Mit der Einbindung von selbstlernenden KI-Systemen könnte die Sicherheit von KRITIS weiter verbessert werden. KI wäre in der Lage, Benutzerverhalten zu analysieren und Anomalien zu erkennen, um Angriffe schneller zu identifizieren und abzuwehren. So können etwa Systeme wie Microsoft Sentinel oder die SINEC-Security-Suite von Siemens Manipulationsversuche an industriellen Steuerungssystemen erkennen und helfen, die Netzstabilität zu sichern.

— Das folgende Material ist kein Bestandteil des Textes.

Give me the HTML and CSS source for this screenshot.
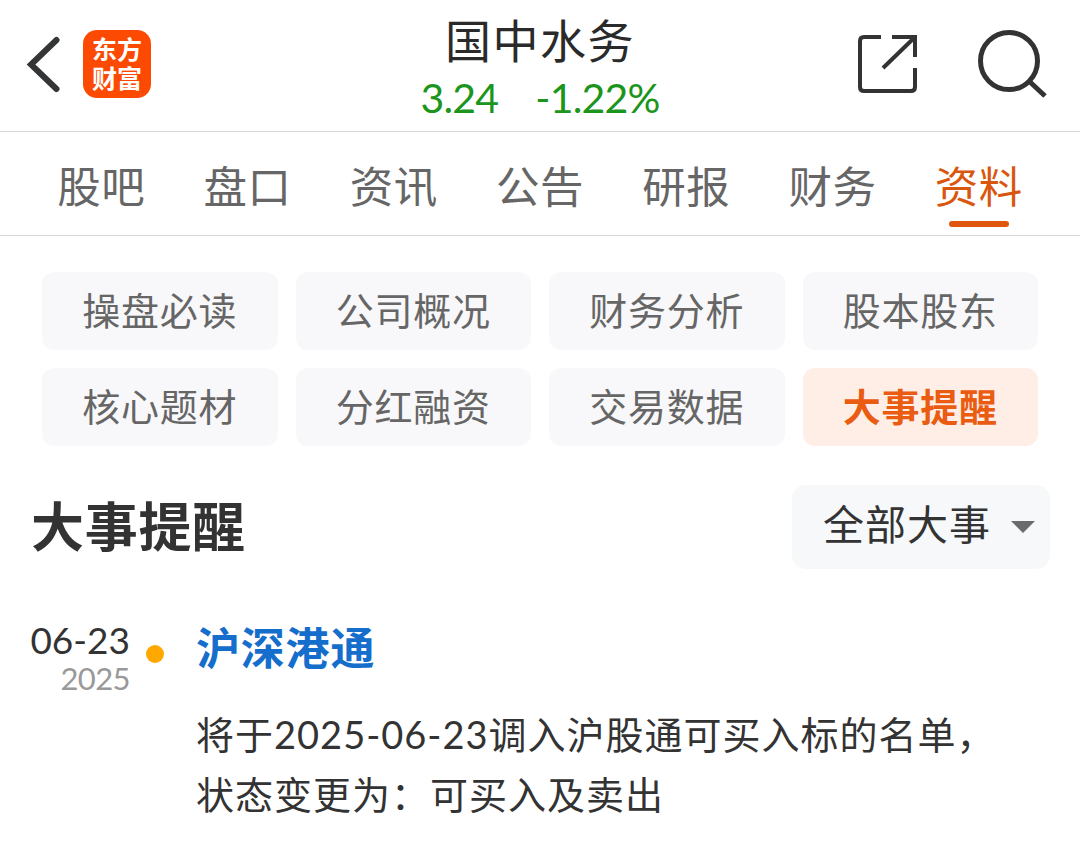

KI kann außerdem Videodaten analysieren, ungewöhnliche Bewegungsmuster erkennen oder potenzielle Eindringlinge identifizieren. 

Von der Bundesregierung unterstützte Forschungsprojekte wie KISS (KI Simple & Scalable) entwickeln selbstlernende Monitoring-Systeme für kritische Infrastrukturen, mit denen Bedrohungen und deren konkrete Auswirkungen auf kritische Infrastrukturen frühzeitig erkannt und analysiert werden können. Davon sollen vor allem kleinere Betreiber wie beispielsweise kommunale Energie- und Wasserversorger profitieren, die nicht über ausreichende Ressourcen zur Entwicklung individueller IT-Sicherheitssysteme verfügen.